Mills’ DJ style is well known for its hyperactivity, often clocking over a record a minute, and it makes for a hypnotising performance, tunes aside. Jeff explains, “Most tunes aren’t worth listening to beyond like half a minute…I just pick out the best parts and relate them to the next tune…you know, programming is a hard skill to master…there’s almost a psychology to it…pre-turntable era you had to segment your mind…think about a sequence rather than a mix…this is what I was taught…younger DJ’s don’t know how to do that.”
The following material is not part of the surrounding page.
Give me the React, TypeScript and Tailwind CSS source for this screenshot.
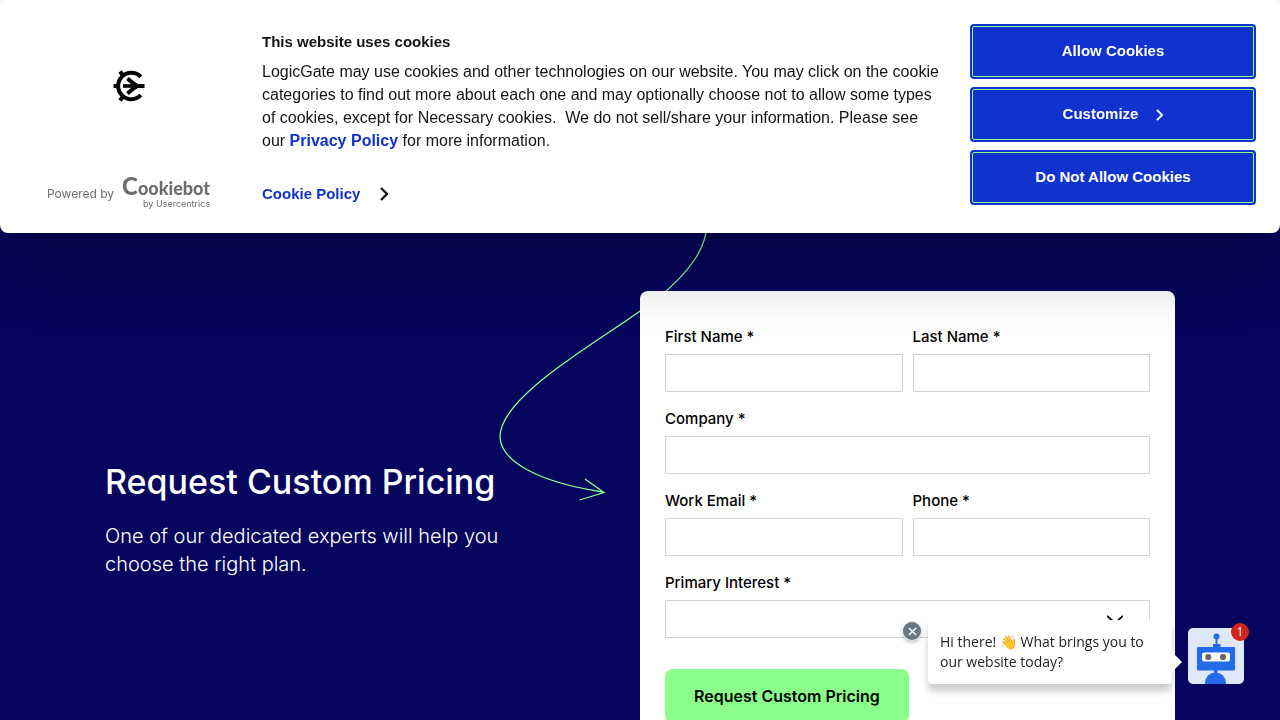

Mills is also quick to provide a concept for latest release ‘Medium’, whose title appears to allude to “the space between points…something that will be difficult for the listener to define…in any concrete manner.” But don’t let this kind of wilful ineffability, less Beckettian complexity than intellectual posturing, put you off. It’s just another solid record using the staple Mills sound-pallette of sweeping cinematic synths and stable 4/4 machinations.
So yeah, I can hear people my age saying ‘techno’ is so Thatcherite era and why should I care in a post-Warp world where everyone has a nice haircut, Carharrt jeans and shrines to Apple Macintosh elaborately staged under their staircases, but if you’d paid close attention to those Werther Original ads you’ll know by now older people give you free shit, and today Jeff gave me so much surplus wisdom to suck on that I had to leave some behind at the bar of the Berkeley hotel and yet more imprisoned on an old and battered dictaphone.
As for the 303 — it’s every beat and digi handclap on an electroclash record, it’s a Le Tigre / Chicks On Speed rhythm, and if you go so far as to turn the knobs, it appears to be Acid Techno.
Jeff Mills’ new record, ‘Medium’, is out soon, but if I were you I’d pick up his Tokyo mix from ’96 ‘cos it’s da hype.